One of the the great blessings of the Internet Age is the sheer volume of information that  masses of people now have free access to. Ironically one of the great curses of the Internet Age is the sheer volume of information that masses of people now have free access to. I once Googled the phrase “cancer recovery” and got a tsunami of search results–of over 106 million. Imagine scouring through that mountain while the cancer clock ticks in the background. With few options I started at the bottom of my mountain of possibilities and examined each book, article, and website, looking for the ring of truth and for the clues for a way to keep my wife alive as long as I could. I knew somewhere in this mountain there were answers to, at the very least, extending my wife’s life, and maybe more.

From the dozens of book descriptions I pored over at Amazon I chose several and ordered them. They arrived in the mail one by one and I quickly scanned through them, trying to decide which one had the best chance of helping us as quickly as possible fight this battle.

I started reading a book titled Beating Cancer With Nutrition by Dr. Patrick Quillin. His bio stated that he was VP of Nutrition for Cancer Centers of America for ten years and his name was followed by an impressive number of letters of the alphabet (PhD, RD, CNS). The book came with a CD which I repeatedly listened to for things I could begin doing immediately. For people who, understandably, might be too weak to read, the 406 page book has a ten page summary at the beginning which I found very helpful.

Being in a big hurry I skipped on ahead reading chapter titles and section titles and looking for things that would be of immediate help. One chapter section was titled “Dragon Slayer Shake”. Dr. Quillin wrote that Cancer Centers of America had good results using this nutritional shake for patients that were slipping into cachexia (i.e. losing their appetite, losing weight, becoming weaker). While the cachexia sufferer may have no appetite their body is starving to death and desperately in need of good nutrition to stave off the cancer and recover from the toxic effects of chemo and radiation and repair surgical wounds.

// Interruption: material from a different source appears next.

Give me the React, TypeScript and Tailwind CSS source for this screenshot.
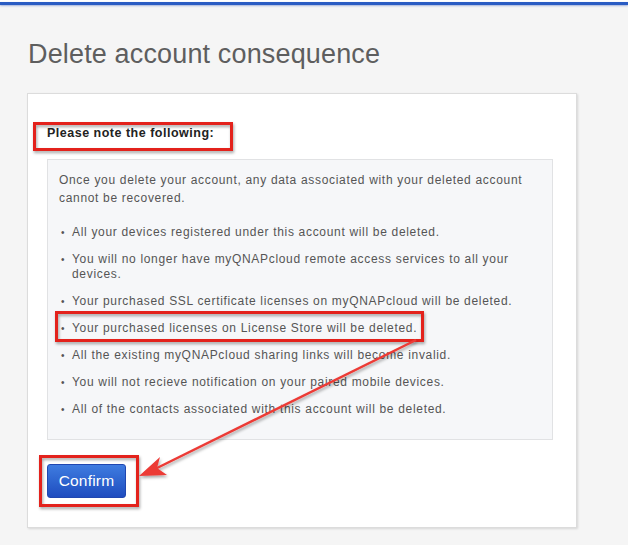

The recipe in the book offers several ingredients to choose from to comprise a liquid portion, a protein portion, a vegetable portion, a thickener and other ingredients. Basically it allows you to build your own unique shake. I started immediately concocting our own unique “Dragonslayer Shake” and giving them to my wife, one every morning and one every evening.

While I continued to read and significantly change the ingredients of her shake over time (I now give her a special anticancer “green smoothie:” morning and evening) I partly credit what I read in Dr. Quillin’s book to starting the long slow climb out of a deep emotional hole (not to mention the health hole my wife was in). For the first time I felt I might possibly be able to do something to influence the outcome of an increasingly chaotic and hopeless situation.